What to produce: Copy the data precisely, character for character, and leave out every picture.

Dataset section:
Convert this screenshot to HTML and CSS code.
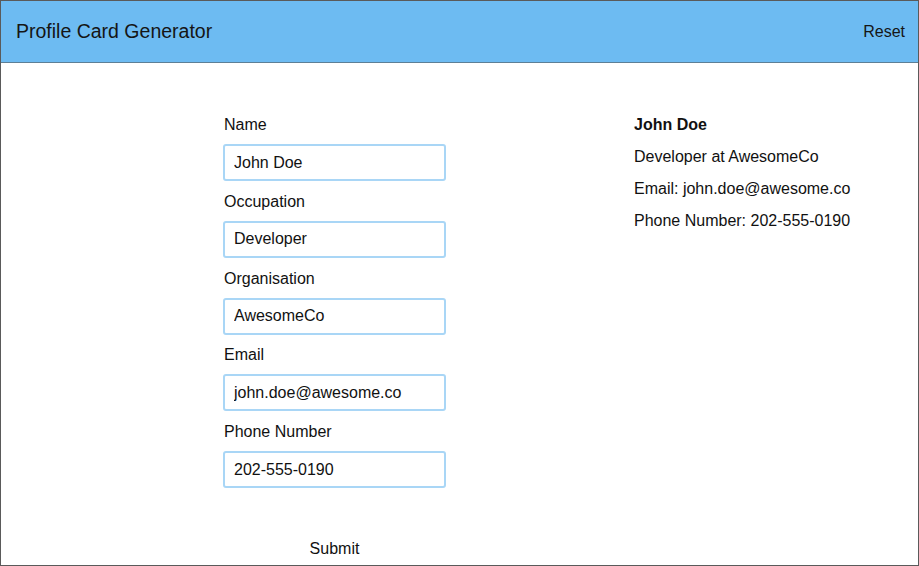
FILE: index.html
```html
<!DOCTYPE html>
<html>
<head>
<meta charset="utf-8">
<link rel="stylesheet" href="styles.css">
</head>
<body>
<div class="frame">
  <header class="topbar">
    <h1 class="title">Profile Card Generator</h1>
    <button class="reset">Reset</button>
  </header>
  <main class="content">
    <form class="form">
      <label class="label">Name</label>
      <input class="field" value="John Doe">
      <label class="label">Occupation</label>
      <input class="field" value="Developer">
      <label class="label">Organisation</label>
      <input class="field" value="AwesomeCo">
      <label class="label">Email</label>
      <input class="field" value="john.doe@awesome.co">
      <label class="label">Phone Number</label>
      <input class="field" value="202-555-0190">
      <button type="button" class="submit">Submit</button>
    </form>
    <section class="card">
      <p class="card-name">John Doe</p>
      <p class="card-line">Developer at AwesomeCo</p>
      <p class="card-line">Email: john.doe@awesome.co</p>
      <p class="card-line">Phone Number: 202-555-0190</p>
    </section>
  </main>
</div>
</body>
</html>
```
FILE: styles.css
```css
* { box-sizing: border-box; }
html, body { margin: 0; padding: 0; }
body {
  font-family: "Liberation Sans", Arial, sans-serif;
  color: #111;
  background: #fff;
}
.frame {
  width: 919px;
  height: 566px;
  border: 1px solid #5a5a5a;
  overflow: hidden;
}
.topbar {
  height: 62px;
  background: #6dbbf2;
  border-bottom: 1px solid #5d7f96;
  display: flex;
  align-items: center;
  justify-content: space-between;
  padding: 0 13px 0 15px;
}
.title {
  margin: 0;
  font-size: 19.5px;
  font-weight: normal;
  color: #151515;
}
.reset {
  font: inherit;
  font-size: 16px;
  background: none;
  border: none;
  color: #151515;
  padding: 0;
}
.content {
  display: flex;
  padding: 52px 0 0 222px;
}
.form {
  width: 223px;
  display: flex;
  flex-direction: column;
}
.label {
  font-size: 16px;
  line-height: 18px;
  height: 18px;
  margin: 1px 0 10px 1px;
}
.field {
  width: 223px;
  height: 37px;
  border: 2px solid #a9d6f6;
  border-radius: 3px;
  font: inherit;
  font-size: 16px;
  padding: 0 9px;
  margin-bottom: 10.75px;
  color: #111;
}
.submit {
  margin-top: 41px;
  align-self: center;
  background: none;
  border: none;
  font: inherit;
  font-size: 16px;
  color: #111;
  padding: 0;
}
.card {
  margin-left: 188px;
  padding-top: 1px;
}
.card p {
  margin: 0 0 14px;
  font-size: 16px;
  line-height: 18px;
}
.card-name { font-weight: bold; }
```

The completed task:
Convert this screenshot to HTML and CSS code.
FILE: index.html
```html
<!DOCTYPE html>
<html>
<head>
<meta charset="utf-8">
<link rel="stylesheet" href="styles.css">
</head>
<body>
<div class="frame">
  <header class="topbar">
    <h1 class="title">Profile Card Generator</h1>
    <button class="reset">Reset</button>
  </header>
  <main class="content">
    <form class="form">
      <label class="label">Name</label>
      <input class="field" value="John Doe">
      <label class="label">Occupation</label>
      <input class="field" value="Developer">
      <label class="label">Organisation</label>
      <input class="field" value="AwesomeCo">
      <label class="label">Email</label>
      <input class="field" value="john.doe@awesome.co">
      <label class="label">Phone Number</label>
      <input class="field" value="202-555-0190">
      <button type="button" class="submit">Submit</button>
    </form>
    <section class="card">
      <p class="card-name">John Doe</p>
      <p class="card-line">Developer at AwesomeCo</p>
      <p class="card-line">Email: john.doe@awesome.co</p>
      <p class="card-line">Phone Number: 202-555-0190</p>
    </section>
  </main>
</div>
</body>
</html>
```
FILE: styles.css
```css
* { box-sizing: border-box; }
html, body { margin: 0; padding: 0; }
body {
  font-family: "Liberation Sans", Arial, sans-serif;
  color: #111;
  background: #fff;
}
.frame {
  width: 919px;
  height: 566px;
  border: 1px solid #5a5a5a;
  overflow: hidden;
}
.topbar {
  height: 62px;
  background: #6dbbf2;
  border-bottom: 1px solid #5d7f96;
  display: flex;
  align-items: center;
  justify-content: space-between;
  padding: 0 13px 0 15px;
}
.title {
  margin: 0;
  font-size: 19.5px;
  font-weight: normal;
  color: #151515;
}
.reset {
  font: inherit;
  font-size: 16px;
  background: none;
  border: none;
  color: #151515;
  padding: 0;
}
.content {
  display: flex;
  padding: 52px 0 0 222px;
}
.form {
  width: 223px;
  display: flex;
  flex-direction: column;
}
.label {
  font-size: 16px;
  line-height: 18px;
  height: 18px;
  margin: 1px 0 10px 1px;
}
.field {
  width: 223px;
  height: 37px;
  border: 2px solid #a9d6f6;
  border-radius: 3px;
  font: inherit;
  font-size: 16px;
  padding: 0 9px;
  margin-bottom: 10.75px;
  color: #111;
}
.submit {
  margin-top: 41px;
  align-self: center;
  background: none;
  border: none;
  font: inherit;
  font-size: 16px;
  color: #111;
  padding: 0;
}
.card {
  margin-left: 188px;
  padding-top: 1px;
}
.card p {
  margin: 0 0 14px;
  font-size: 16px;
  line-height: 18px;
}
.card-name { font-weight: bold; }
```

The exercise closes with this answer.